## WORK TO BE COMPLETED
State the number of lines below in which the word "that" appears. Nothing else belongs in the answer.

## DATA FOR PROCESSING
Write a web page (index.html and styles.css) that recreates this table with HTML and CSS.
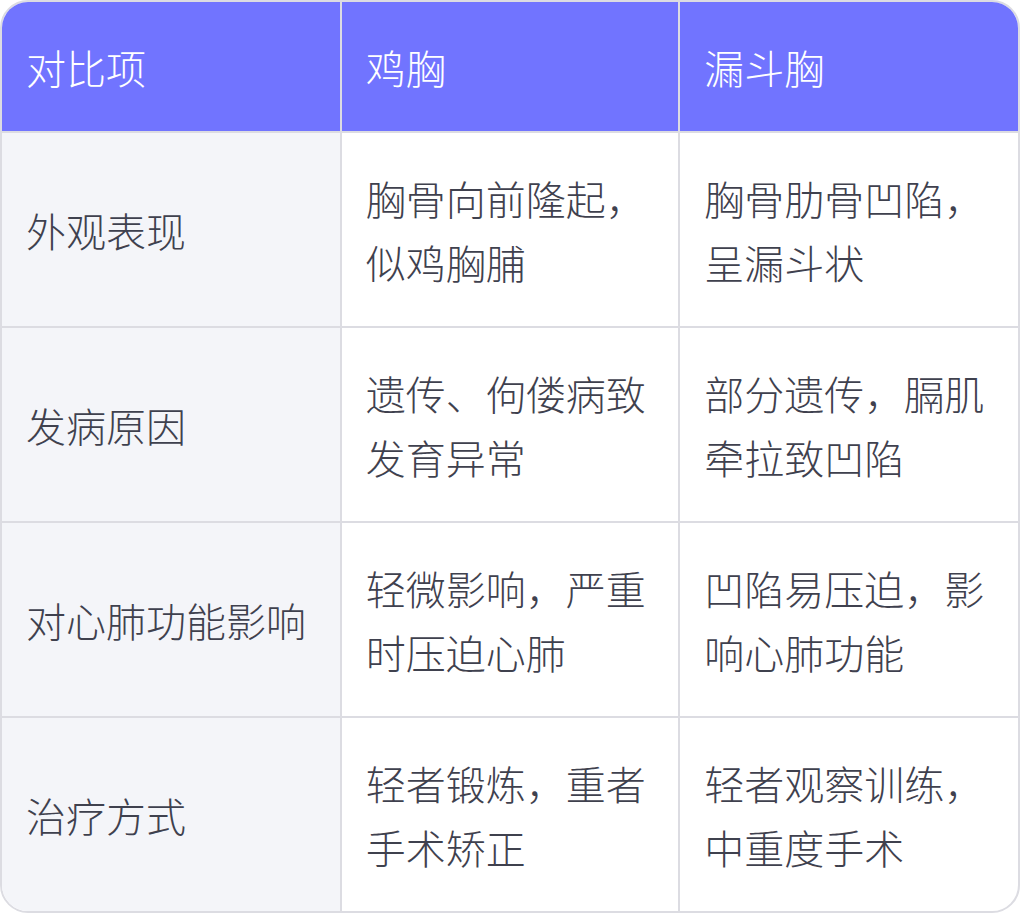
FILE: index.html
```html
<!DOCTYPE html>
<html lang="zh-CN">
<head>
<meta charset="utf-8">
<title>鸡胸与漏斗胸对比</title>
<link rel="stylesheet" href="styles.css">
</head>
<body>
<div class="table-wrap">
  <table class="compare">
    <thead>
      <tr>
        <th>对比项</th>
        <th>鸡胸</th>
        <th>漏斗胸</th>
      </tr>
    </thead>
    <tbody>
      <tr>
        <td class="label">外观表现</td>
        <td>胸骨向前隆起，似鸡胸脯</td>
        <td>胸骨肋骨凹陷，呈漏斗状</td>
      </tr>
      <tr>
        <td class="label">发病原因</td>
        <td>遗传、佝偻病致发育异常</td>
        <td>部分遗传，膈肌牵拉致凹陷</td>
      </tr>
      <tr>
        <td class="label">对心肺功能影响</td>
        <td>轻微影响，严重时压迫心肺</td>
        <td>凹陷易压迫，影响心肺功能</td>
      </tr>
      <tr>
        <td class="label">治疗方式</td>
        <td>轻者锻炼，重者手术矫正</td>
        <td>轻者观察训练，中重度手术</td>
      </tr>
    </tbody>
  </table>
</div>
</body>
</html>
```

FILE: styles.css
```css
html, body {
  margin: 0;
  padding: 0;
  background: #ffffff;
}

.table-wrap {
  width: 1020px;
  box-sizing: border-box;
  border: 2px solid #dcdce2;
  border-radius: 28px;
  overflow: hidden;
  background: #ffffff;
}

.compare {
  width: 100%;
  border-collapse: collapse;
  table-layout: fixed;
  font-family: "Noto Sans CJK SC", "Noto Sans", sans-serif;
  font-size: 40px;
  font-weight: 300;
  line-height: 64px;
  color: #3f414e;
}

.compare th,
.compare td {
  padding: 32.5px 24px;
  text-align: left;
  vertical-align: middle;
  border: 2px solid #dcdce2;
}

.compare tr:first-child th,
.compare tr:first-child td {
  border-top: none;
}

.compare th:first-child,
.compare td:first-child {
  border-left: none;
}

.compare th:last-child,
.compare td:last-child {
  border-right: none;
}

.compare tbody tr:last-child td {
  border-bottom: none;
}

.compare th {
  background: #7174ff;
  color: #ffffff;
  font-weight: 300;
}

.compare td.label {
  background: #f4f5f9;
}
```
...
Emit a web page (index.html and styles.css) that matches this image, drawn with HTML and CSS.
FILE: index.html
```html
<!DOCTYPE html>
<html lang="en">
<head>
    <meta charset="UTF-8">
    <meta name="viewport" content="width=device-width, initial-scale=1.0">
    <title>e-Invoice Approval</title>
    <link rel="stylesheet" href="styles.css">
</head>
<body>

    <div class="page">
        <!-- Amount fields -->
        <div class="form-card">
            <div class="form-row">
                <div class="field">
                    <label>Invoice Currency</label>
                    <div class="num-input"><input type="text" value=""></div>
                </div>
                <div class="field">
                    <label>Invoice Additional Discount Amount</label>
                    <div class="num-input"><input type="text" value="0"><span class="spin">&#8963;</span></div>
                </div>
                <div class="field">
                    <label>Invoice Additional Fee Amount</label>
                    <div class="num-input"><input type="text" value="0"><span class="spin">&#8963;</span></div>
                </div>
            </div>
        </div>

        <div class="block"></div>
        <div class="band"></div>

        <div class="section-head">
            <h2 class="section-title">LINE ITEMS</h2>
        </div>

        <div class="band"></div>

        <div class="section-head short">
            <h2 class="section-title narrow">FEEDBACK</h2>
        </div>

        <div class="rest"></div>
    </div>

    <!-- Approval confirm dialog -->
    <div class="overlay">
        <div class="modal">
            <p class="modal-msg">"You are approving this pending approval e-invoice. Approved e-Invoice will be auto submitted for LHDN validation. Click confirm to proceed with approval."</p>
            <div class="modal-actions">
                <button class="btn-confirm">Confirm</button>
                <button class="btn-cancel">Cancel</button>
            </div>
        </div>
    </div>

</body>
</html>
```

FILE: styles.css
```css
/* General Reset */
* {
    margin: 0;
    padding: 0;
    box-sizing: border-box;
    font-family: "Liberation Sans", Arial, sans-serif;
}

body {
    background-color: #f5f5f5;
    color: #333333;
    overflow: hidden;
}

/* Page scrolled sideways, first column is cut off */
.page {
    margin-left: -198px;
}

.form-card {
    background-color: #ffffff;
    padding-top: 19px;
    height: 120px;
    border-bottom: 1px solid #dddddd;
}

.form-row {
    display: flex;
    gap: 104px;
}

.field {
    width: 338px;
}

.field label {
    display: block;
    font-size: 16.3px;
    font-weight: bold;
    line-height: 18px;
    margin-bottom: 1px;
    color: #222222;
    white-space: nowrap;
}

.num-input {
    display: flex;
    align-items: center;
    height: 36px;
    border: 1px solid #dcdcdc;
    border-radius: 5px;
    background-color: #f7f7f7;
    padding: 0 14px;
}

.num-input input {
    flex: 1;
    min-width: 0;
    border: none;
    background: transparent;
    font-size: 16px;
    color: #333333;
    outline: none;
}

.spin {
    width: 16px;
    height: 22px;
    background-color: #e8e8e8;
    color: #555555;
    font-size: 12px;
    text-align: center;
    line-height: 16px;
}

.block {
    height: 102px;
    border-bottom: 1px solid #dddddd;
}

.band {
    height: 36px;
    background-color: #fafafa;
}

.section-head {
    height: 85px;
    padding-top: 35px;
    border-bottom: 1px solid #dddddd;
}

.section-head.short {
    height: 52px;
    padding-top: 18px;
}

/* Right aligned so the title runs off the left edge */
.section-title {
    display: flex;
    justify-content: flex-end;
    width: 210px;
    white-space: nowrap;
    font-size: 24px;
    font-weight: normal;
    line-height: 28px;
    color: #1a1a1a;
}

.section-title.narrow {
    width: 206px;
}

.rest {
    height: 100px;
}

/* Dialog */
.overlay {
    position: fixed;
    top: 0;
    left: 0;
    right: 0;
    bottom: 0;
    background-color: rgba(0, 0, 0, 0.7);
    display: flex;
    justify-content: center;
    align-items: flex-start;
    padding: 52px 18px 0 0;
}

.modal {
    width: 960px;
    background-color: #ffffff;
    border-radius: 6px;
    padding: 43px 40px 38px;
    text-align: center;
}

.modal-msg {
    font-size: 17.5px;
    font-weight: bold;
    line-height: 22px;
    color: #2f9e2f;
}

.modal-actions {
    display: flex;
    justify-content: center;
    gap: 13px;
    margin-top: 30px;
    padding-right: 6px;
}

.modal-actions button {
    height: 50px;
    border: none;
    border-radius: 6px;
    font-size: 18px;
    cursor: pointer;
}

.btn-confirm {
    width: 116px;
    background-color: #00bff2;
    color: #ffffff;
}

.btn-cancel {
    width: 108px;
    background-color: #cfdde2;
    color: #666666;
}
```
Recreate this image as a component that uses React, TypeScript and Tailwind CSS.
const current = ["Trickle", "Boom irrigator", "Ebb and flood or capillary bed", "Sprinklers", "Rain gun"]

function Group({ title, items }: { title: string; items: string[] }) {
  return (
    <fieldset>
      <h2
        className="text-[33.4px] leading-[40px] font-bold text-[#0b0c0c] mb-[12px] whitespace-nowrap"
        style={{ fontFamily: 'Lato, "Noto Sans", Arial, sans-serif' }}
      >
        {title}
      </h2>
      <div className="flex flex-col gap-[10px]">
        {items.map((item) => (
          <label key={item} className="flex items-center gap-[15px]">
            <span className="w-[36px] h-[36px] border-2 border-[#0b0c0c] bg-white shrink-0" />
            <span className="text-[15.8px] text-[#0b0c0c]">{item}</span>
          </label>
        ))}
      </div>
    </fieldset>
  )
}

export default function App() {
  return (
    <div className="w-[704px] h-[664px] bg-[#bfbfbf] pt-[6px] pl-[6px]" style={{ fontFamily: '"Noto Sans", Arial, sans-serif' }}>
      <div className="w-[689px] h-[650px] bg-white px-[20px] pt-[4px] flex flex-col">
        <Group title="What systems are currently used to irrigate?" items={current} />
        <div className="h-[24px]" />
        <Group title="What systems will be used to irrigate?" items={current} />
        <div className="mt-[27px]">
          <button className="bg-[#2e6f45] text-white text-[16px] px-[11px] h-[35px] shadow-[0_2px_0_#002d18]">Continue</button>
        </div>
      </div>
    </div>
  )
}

## EXERCISE SOLUTION
3